#### INSTRUCTION:
Collect every line below that contains the word "screenshot".
-- BEGIN DATA BLOCK --
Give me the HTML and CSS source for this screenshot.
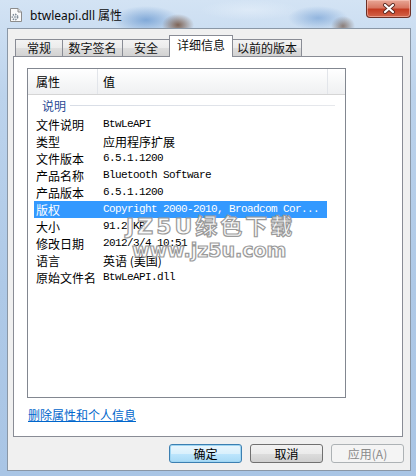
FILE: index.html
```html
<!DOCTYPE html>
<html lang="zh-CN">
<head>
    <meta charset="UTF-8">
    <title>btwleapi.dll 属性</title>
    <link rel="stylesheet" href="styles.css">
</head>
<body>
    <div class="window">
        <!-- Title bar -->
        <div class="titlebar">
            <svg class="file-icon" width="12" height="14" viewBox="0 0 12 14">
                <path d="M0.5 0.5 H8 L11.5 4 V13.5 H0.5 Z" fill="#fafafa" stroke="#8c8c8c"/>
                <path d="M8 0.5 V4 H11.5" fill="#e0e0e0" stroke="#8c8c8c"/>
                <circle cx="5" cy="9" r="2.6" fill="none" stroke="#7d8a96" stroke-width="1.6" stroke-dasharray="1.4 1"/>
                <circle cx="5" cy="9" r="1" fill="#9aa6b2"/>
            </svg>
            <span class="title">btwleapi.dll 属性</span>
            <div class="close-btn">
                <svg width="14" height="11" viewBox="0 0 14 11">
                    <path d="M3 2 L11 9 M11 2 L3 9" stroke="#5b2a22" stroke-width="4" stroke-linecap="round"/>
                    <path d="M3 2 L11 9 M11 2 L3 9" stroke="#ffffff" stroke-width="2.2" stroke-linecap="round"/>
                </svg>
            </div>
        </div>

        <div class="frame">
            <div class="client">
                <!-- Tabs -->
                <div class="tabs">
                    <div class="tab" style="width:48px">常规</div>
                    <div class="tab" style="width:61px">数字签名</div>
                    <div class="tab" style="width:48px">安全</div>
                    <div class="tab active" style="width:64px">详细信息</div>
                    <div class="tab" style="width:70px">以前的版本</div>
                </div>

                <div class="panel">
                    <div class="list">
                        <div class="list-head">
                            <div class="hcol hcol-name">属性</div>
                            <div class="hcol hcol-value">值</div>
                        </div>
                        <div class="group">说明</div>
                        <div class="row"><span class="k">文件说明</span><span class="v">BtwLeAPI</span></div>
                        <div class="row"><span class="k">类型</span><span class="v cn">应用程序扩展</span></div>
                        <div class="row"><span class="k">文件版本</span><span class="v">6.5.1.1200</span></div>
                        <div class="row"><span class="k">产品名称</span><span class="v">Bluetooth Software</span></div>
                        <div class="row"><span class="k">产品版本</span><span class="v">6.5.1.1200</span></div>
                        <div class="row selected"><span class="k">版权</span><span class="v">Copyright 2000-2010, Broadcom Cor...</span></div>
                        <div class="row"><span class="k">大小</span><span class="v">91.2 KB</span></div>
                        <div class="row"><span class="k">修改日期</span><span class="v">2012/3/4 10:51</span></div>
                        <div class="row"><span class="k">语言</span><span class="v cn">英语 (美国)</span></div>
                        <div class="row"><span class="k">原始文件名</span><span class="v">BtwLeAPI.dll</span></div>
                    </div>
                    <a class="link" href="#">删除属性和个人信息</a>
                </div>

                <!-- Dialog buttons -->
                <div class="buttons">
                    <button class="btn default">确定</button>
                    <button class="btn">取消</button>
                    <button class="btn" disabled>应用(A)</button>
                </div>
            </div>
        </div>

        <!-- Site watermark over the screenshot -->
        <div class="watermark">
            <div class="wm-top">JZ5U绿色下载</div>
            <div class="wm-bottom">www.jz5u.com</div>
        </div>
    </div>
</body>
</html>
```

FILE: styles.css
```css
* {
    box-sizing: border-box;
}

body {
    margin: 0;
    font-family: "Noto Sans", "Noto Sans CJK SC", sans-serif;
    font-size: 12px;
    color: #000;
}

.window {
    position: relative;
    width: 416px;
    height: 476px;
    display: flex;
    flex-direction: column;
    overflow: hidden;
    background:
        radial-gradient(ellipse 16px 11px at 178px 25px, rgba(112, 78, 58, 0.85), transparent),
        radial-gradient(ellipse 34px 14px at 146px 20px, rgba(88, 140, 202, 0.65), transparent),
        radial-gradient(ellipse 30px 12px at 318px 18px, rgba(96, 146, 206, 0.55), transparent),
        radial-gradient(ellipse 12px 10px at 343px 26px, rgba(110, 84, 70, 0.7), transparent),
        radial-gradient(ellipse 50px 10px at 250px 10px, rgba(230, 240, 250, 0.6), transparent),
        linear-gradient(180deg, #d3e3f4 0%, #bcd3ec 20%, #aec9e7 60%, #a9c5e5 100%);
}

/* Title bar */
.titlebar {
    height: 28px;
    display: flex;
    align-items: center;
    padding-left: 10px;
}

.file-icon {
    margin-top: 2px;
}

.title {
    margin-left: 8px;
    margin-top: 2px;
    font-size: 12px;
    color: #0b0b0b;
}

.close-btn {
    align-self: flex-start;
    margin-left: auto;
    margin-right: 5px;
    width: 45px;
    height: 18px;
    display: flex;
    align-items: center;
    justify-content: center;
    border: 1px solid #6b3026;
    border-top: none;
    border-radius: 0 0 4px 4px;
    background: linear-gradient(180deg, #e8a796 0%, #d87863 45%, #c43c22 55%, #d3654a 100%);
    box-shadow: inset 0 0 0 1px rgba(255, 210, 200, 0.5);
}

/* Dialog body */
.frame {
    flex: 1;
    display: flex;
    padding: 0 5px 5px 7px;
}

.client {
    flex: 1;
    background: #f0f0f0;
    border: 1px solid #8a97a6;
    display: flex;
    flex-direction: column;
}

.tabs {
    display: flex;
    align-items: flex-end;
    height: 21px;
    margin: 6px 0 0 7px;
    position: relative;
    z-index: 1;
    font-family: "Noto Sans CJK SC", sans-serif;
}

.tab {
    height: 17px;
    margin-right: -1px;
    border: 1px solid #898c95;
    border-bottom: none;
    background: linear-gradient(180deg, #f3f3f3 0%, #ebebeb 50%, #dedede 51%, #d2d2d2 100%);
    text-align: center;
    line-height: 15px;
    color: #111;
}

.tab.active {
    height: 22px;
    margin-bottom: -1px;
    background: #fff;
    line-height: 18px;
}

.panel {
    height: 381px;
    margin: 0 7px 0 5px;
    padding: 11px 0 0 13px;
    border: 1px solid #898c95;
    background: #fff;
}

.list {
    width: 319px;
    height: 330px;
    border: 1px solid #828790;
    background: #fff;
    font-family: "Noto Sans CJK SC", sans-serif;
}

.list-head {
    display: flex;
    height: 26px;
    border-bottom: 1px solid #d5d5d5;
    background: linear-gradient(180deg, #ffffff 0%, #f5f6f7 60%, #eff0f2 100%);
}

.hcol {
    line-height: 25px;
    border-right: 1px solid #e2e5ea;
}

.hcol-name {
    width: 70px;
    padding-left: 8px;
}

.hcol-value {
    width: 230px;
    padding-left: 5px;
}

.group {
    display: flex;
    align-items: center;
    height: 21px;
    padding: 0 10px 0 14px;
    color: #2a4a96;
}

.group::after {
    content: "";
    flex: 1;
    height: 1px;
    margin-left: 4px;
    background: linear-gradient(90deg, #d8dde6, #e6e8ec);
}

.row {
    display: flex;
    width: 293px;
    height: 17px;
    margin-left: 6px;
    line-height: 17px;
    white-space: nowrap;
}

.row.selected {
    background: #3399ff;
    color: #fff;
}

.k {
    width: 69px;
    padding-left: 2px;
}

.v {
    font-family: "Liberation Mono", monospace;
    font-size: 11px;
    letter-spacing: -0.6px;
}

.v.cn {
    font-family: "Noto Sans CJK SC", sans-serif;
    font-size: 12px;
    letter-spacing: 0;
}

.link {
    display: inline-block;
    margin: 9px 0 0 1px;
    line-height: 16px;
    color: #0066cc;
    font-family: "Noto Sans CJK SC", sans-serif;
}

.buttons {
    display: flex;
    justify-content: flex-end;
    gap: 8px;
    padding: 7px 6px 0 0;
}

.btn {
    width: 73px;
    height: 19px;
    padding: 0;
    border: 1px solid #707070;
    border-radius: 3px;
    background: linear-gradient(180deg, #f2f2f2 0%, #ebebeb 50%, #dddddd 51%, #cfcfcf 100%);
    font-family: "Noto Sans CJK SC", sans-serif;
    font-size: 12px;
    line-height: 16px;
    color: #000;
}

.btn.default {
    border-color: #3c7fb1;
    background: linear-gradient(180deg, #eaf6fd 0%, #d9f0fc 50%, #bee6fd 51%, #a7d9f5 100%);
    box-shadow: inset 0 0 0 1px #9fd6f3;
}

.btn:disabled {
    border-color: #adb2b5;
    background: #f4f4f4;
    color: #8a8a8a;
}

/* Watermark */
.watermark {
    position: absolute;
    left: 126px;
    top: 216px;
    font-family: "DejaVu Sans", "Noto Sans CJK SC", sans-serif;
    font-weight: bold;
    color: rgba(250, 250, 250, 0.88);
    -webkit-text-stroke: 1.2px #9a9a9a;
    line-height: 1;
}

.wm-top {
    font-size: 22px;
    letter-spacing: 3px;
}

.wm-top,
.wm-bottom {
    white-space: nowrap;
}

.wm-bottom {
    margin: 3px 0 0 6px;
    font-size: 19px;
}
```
-- END DATA BLOCK --
#### REPLY TO THE TASK:
Give me the HTML and CSS source for this screenshot.
        <!-- Site watermark over the screenshot -->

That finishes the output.